Loggers win one


A county jury says the state of Washington must pay a logging company almost $10,000 an acre if it wants to protect spotted owls on private land.

SDS Co. was forced to halt logging on 232 acres of its land in 1992 after state biologists found evidence of an owl nest in the area. When the company sued the state for illegally "taking" its land, a jury decided in favor of the company, and lawyers on both sides expect the judge to uphold the jury's financial award of $2.25 million.

State officials now worry the case could set a precedent. "It has grave implications for the ability of the state to regulate private landowners," says Susan Zemek of the Washington Department of Natural Resources. "State law would need to be changed if we had to compensate every private landowner in situations like this."

But the company doesn't believe the implications are wide-ranging since it is "the opinion of merely one court in one county in the state," says Mike Neff, attorney for SDS Co.
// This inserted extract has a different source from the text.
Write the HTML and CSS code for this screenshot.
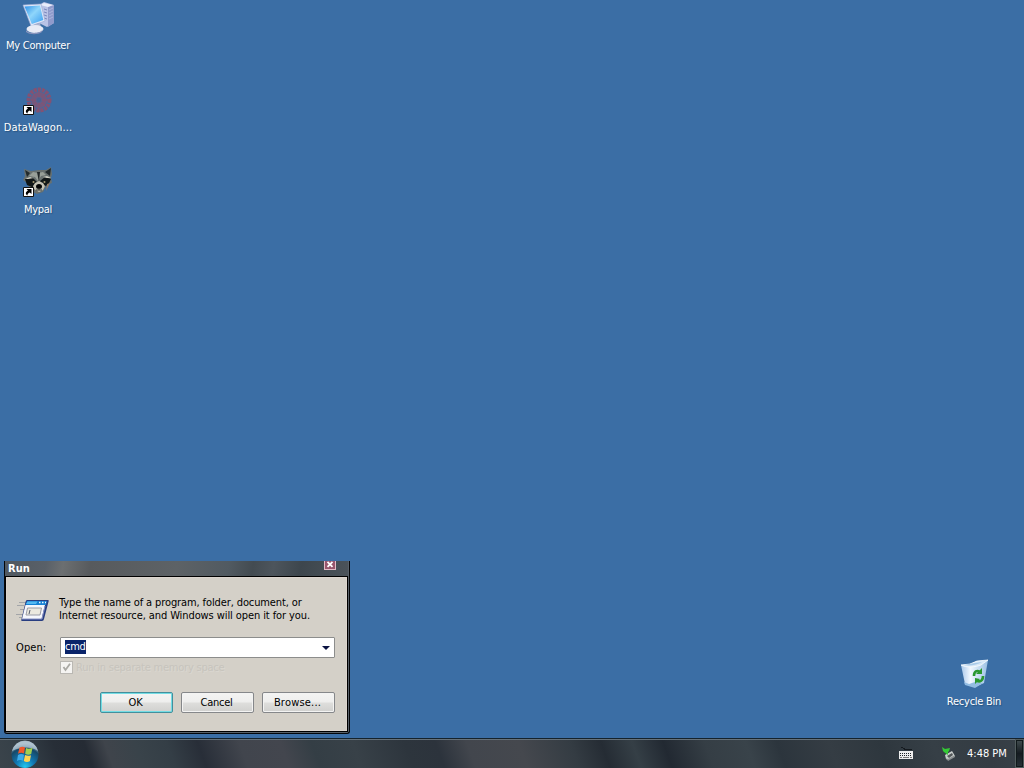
FILE: index.html
```html
<!DOCTYPE html>
<html lang="en">
<head>
<meta charset="utf-8">
<title>Desktop</title>
<link rel="stylesheet" href="styles.css">
</head>
<body>
<main class="desktop">
  <div class="shortcut computer">
    <svg width="34" height="34" viewBox="0 0 34 34">
      <defs>
        <linearGradient id="screen" x1="0" y1="0" x2="1" y2="1"><stop offset="0" stop-color="#2d8fe8"/><stop offset=".45" stop-color="#8fd6fb"/><stop offset="1" stop-color="#3a9df0"/></linearGradient>
      </defs>
      <path d="M18 4l5-3 10 3v18l-7 4-8-4z" fill="#b9c3e6"/>
      <path d="M27 6l6-2v18l-6 4z" fill="#8f9acb"/>
      <path d="M19 4l4-2 9 2-5 2z" fill="#e9edfb"/>
      <path d="M23 8l3 1M23 11l3 1M23 14l3 1M23 17l3 1" stroke="#7d89bd"/>
      <path d="M28 9l4-2M28 12l4-2M28 15l4-2M28 18l4-2" stroke="#aab5dc"/>
      <path d="M2 4l18-1 4 17-14 5z" fill="#dfe7f8" stroke="#9aa9d3" stroke-width=".6"/>
      <path d="M3.500 5.500l15.500-1 3.300 14.500-11.500 4z" fill="url(#screen)"/>
      <path d="M14 23l5-1 1 4-5 1z" fill="#aab3d0"/>
      <ellipse cx="14" cy="28" rx="8.500" ry="4" fill="#e8ebf5"/>
      <path d="M5 29c2 4 15 4 17-1l-1 3c-4 3-12 3-16 0z" fill="#8894bc"/>
    </svg>
    <span>My Computer</span>
  </div>
  <div class="shortcut wagon">
    <svg width="34" height="34" viewBox="0 0 34 34">
      <g fill="none" stroke="#b04255" opacity=".62">
        <circle cx="18" cy="17" r="10.500" stroke-width="4" stroke-dasharray="3 1"/>
        <circle cx="18" cy="17" r="5.500" stroke-width="5" opacity=".8"/>
        <path d="M10 9l16 16M26 9L10 25M18 5v24M7 17h23" stroke-width="1"/>
      </g>
      <circle cx="18" cy="17" r="2.200" fill="#4a6394"/>
      <path d="M2.500 22.500h10v9h-10z" fill="#fff" stroke="#111"/>
      <path d="M5.500 24h5v5l-1.600-1.600C7 28 6.500 29 6.500 30.500 4 29 4.500 27 7 25.500z" fill="#000"/>
    </svg>
    <span class="wide">DataWagon...</span>
  </div>
  <div class="shortcut mypal">
    <svg width="34" height="34" viewBox="0 0 34 34">
      <path d="M3 4l7 2 8-1 7 0 5-3 1 7-1 4 1 5-5 2-4 7-6 2-6-3-4-8-4-3 2-4z" fill="#68706f"/>
      <path d="M4 5l5 3-3 4zM30 3l-6 4 5 4z" fill="#222a2c"/>
      <path d="M12 7l5 1 5-1 3 3-5 1-3 5-3-4-6-1z" fill="#989f98"/>
      <path d="M4 14l7-2 5 5-3 6-7-3zM19 16l5-4 6 2-3 6-6 2z" fill="#111718"/>
      <path d="M16 7h3l-1 10z" fill="#202627"/>
      <path d="M4 14l5-2 4 1-6 1zM22 12l4-1 4 2-4 0z" fill="#cfcfc4"/>
      <path d="M14 18l4-2 4 2 2 3-2 4-4 2-5-3-1-3z" fill="#c4c2b5"/>
      <ellipse cx="18" cy="21.500" rx="3" ry="2.500" fill="#050708"/>
      <path d="M18 23v2M15 25h6" stroke="#303532"/>
      <circle cx="12.500" cy="17" r="1" fill="#a89c75"/><circle cx="23.500" cy="17" r="1" fill="#a89c75"/>
      <path d="M26 19l3-1-4 8z" fill="#937d68"/>
      <path d="M2.500 22.500h10v9h-10z" fill="#fff" stroke="#111"/>
      <path d="M5.500 24h5v5l-1.600-1.600C7 28 6.500 29 6.500 30.500 4 29 4.500 27 7 25.500z" fill="#000"/>
    </svg>
    <span>Mypal</span>
  </div>
  <div class="shortcut recycle">
    <svg width="34" height="34" viewBox="0 0 34 34">
      <defs><linearGradient id="bin"><stop offset="0" stop-color="#a9c8ea"/><stop offset=".35" stop-color="#f1f8ff"/><stop offset="1" stop-color="#9ac0e4"/></linearGradient></defs>
      <path d="M4 8l9-1 7-3 11-1-4 23-9 4-10-3z" fill="url(#bin)"/>
      <path d="M4 8c5 3 15 2 20 0l7-5-11 1-7 3z" fill="#d8e9f8" stroke="#fff" stroke-width=".7"/>
      <path d="M7 8c6 1 13 0 18-3l-7 1-6 1z" fill="#a9cae8"/>
      <path d="M7 25l5 2 6-2 8 1-8 5-10-3z" fill="#93bde3"/>
      <g fill="none" stroke="#2a9830" stroke-width="2.600"><path d="M17 19c0-5 3-6 6-4"/><path d="M26 19c0 5-3 6-6 5"/></g>
      <path d="M25 11v6h-6zM18 21v6l5-5z" fill="#2a9830"/>
    </svg>
    <span>Recycle Bin</span>
  </div>

  <section class="run">
    <header class="titlebar">
      <b>Run</b>
      <svg class="close" width="12" height="9" viewBox="0 0 12 9"><path d="M0 0h12v9H0z" fill="#e3bcc7"/><path d="M1 0h10v8H1z" fill="#98566d"/><path d="M3.500 .8l5 5M8.500 .8l-5 5" stroke="#fff" stroke-width="1.800"/></svg>
    </header>
    <div class="client">
      <div class="intro">
        <svg width="34" height="26" viewBox="0 0 34 26">
          <path d="M3 5.500h8M1 8.500h7M4 12.500h4M0 17.500h7M3 20.500h4" stroke="#a3a5a8"/>
          <path d="M11 3h21q1 0 .7 1L28 22q-.3 2-2 2H6q-1 0-.7-1L9.500 5q.5-2 1.500-2z" fill="#283d80"/>
          <path d="M11 4h20l-1 4H9.500z" fill="#1681d4"/>
          <path d="M11.500 4.500h10L20 7H10z" fill="#55b9f2"/>
          <path d="M23 5.500h1.500M26 5.500h1.500M29 5.500h1" stroke="#e9f7ff" stroke-width="1.500"/>
          <path d="M9.500 8H29l-3.500 14H6z" fill="#f6f7fc"/>
          <path d="M11.500 11h14l-1.500 7H10z" fill="#ece9df" stroke="#999ba6"/>
          <path d="M14 13l-1 4" stroke="#555b6b"/>
          <path d="M6 22h20l3-13" fill="none" stroke="#8992c5"/>
        </svg>
        <p><span class="l1">Type the name of a program, folder, document, or</span><br><span class="l2">Internet resource, and Windows will open it for you.</span></p>
      </div>
      <div class="open">
        <label>Open:</label>
        <div class="combo"><span>cmd</span><i></i></div>
      </div>
      <div class="memory"><span class="check"><svg width="11" height="11" viewBox="0 0 11 11"><path d="M2.500 5l2 3L9 1.800" fill="none" stroke="#aaa9a4" stroke-width="1.800"/></svg></span><span class="ghost">Run in separate memory space</span></div>
      <div class="buttons"><div class="button primary">OK</div><div class="button">Cancel</div><div class="button browse">Browse...</div></div>
    </div>
  </section>
</main>
<footer class="taskbar">
  <svg class="start" width="28" height="28" viewBox="0 0 28 28">
    <defs><radialGradient id="orb" cx=".5" cy=".95" r=".85"><stop offset="0" stop-color="#24c8ee"/><stop offset=".4" stop-color="#1277b2"/><stop offset=".8" stop-color="#164867"/><stop offset="1" stop-color="#a5b8c4"/></radialGradient></defs>
    <circle cx="14" cy="14.500" r="13.500" fill="url(#orb)"/>
    <path d="M1 11a13.300 13.300 0 0 1 26 0c-8-5-18-4-26 0z" fill="#b3c6d3" opacity=".75"/>
    <path d="M8.500 7.500q3-1.500 5.500 0l-1 6q-3-1.500-6 .2z" fill="#ef582b"/>
    <path d="M15 8q3 1.500 6.500-.2l-1.300 6.200q-3 1.500-6-.2z" fill="#a4cf4f"/>
    <path d="M7 15q3-1.700 6-.2l-1 6q-3-1.500-6 .2z" fill="#3daae8"/>
    <path d="M14 15q3 1.500 6 .2l-1.200 6q-3 1.500-6-.2z" fill="#ffd34f"/>
  </svg>
  <div class="tray">
    <svg class="keyboard" width="16" height="14" viewBox="0 0 16 14"><path d="M3 .5h2M5 1.500h2M6 2.500h8" stroke="#151a1f"/><path d="M1 4h14v8H1z" fill="#eee"/><path d="M2 6.500h12M2 8.500h12" stroke="#20252a" stroke-dasharray="1 1"/><path d="M2 10.500h2M5 10.500h6M12 10.500h2" stroke="#777"/></svg>
    <svg class="device" width="16" height="16" viewBox="0 0 16 16"><path d="M4 9l7-4 3 5-7 4-2-1z" fill="#c9cecc"/><path d="M6 10l5-3 1 2-4 3z" fill="#53585a"/><path d="M5 12l2 1 7-4v2l-7 4z" fill="#8b9091"/><path d="M1 1l3 2 5-1-1 3-1 1v3l-4-3-1-1z" fill="#35c936"/></svg>
    <time>4:48 PM</time>
  </div>
  <div class="peek"></div>
</footer>
</body>
</html>
```
FILE: styles.css
```css
* { box-sizing: border-box; }
body {
  margin: 0;
  width: 1024px;
  height: 768px;
  display: flex;
  flex-direction: column;
  overflow: hidden;
  background: #3b6ea5;
  font: 11px/13px "DejaVu Sans Condensed", "DejaVu Sans", sans-serif;
  font-stretch: condensed;
  letter-spacing: -.25px;
  white-space: nowrap;
}
svg { display: block; flex: none; }
.desktop { position: relative; flex: 1; }
.shortcut {
  position: absolute;
  width: 76px;
  display: flex;
  flex-direction: column;
  align-items: center;
  gap: 4px;
  color: #fff;
  text-shadow: 1px 1px 1px #28537f;
}
.computer { left: 0; top: 1px; }
.wagon { left: 0; top: 83px; }
.mypal { left: 0; top: 165px; }
.recycle { left: 936px; top: 657px; }
.wide { letter-spacing: .15px; }
.run {
  position: absolute;
  left: 4px;
  top: 561px;
  width: 346px;
  height: 173px;
  padding: 0 1px 1px 0;
  background: #596169;
  border: 1px solid #05070a;
  border-top: 0;
  border-radius: 0 0 3px 3px;
}
.titlebar {
  height: 15px;
  display: flex;
  justify-content: space-between;
  padding: 0 12px 0 3px;
  color: #fff;
  background: linear-gradient(100deg, #505860 0, #596068 12%, #6c6f71 17%, #575a5d 25%, #5d6266 50%, #515a61 65%, #434b51 72%, #4d555c 78%, #3d464d 86%, #4b535a);
}
.titlebar b { font: bold 11px/15px "DejaVu Sans Condensed", sans-serif; font-stretch: condensed; letter-spacing: .1px; }
.client {
  height: 156px;
  padding: 19px 11px 0 10px;
  background: #d4d0c8;
  border: 1px solid #000;
  box-shadow: inset 0 0 0 1px #dcd5ce;
}
.intro { display: flex; gap: 9px; }
.intro svg { margin-top: 1px; }
.intro p { margin: 0; }
.l1 { letter-spacing: -.11px; }
.l2 { letter-spacing: -.09px; }
.open { display: flex; align-items: center; margin-top: 14px; }
.open label { width: 44px; letter-spacing: .1px; }
.combo {
  width: 275px;
  height: 21px;
  display: flex;
  align-items: center;
  justify-content: space-between;
  padding: 0 4px 0 4px;
  background: #fff;
  border: 1px solid #8c8d8c;
  border-radius: 1px;
}
.combo span { height: 14px; line-height: 14px; margin-top: -1px; padding-right: .5px; color: #fff; background: #0a246a; }
.combo i { width: 0; height: 0; border: 4px solid transparent; border-top-color: #0a1241; border-bottom: 0; }
.memory { display: flex; align-items: center; gap: 3px; margin: 3px 0 0 44px; }
.check { width: 13px; height: 13px; background: #f5f4f2; border: 1px solid #bab8b3; }
.ghost { color: #c7c4bd; text-shadow: 1px 1px #dad7d0; letter-spacing: -.22px; }
.buttons { display: flex; gap: 8px; margin: 18px 0 0 84px; }
.button {
  width: 73px;
  height: 21px;
  line-height: 20px;
  padding-right: 2px;
  text-align: center;
  border: 1px solid #85878a;
  border-radius: 2px;
  background: linear-gradient(#f4f4f3 0, #eeeeed 48%, #dededc 52%, #d0d0ce);
  box-shadow: inset 0 0 0 1px #f3f3f2;
}
.browse { letter-spacing: .2px; }
.primary { border-color: #438f9c; box-shadow: inset 0 0 0 1px #72dce4; }
.taskbar {
  height: 30px;
  flex: none;
  display: flex;
  align-items: center;
  border-top: 1px solid #15222b;
  box-shadow: inset 0 1px #65717a;
  background: linear-gradient(70deg, #3b444b 0, #343f47 3%, #272e37 6%, #252b34 9%, #3f444b 11%, #39434a 14%, #343e46 17%, #282e38 20%, #41454d 24%, #43464e 28%, #343e45 31%, #384148 35%, #2d353d 40%, #2c333c 43%, #42464d 46%, #45484e 51%, #343c43 56%, #252c34 59%, #353f46 62%, #222932 65%, #353e45 69%, #39434a 73%, #2c353d 76%, #353d44 81%, #2e373e 86%, #363f46 91%, #343c43 96%, #384148);
}
.start { margin: 1px 0 0 11px; }
.tray { margin-left: auto; display: flex; align-items: center; color: #fff; }
.keyboard { margin-right: 27px; }
.device { margin-right: 10px; }
.tray time { width: 40px; letter-spacing: 0; }
.peek {
  width: 9px;
  height: 29px;
  margin-left: 8px;
  border: 1px solid #525d5e;
  box-shadow: inset 0 0 0 1px #10191b;
  background: linear-gradient(#424d50, #141b20 50%, #273137);
}
```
The company's 232 acres that had been slated for logging are part of one of 10 state-designated spotted owl preserves. In its suit, SDS said landowners within the preserves are unfairly targeted for protection of the owl.

"Their scheme doesn't protect breeding owls - only owls in the preserve," says Neff. "Are we asking too few people in our state to protect owls?"

Attorney Michael Grossmann says the state plans to appeal the decision. He adds that if SDS had done landscape planning for its 40,000 acres, "then a little harvesting on the 232 acres would have been allowed."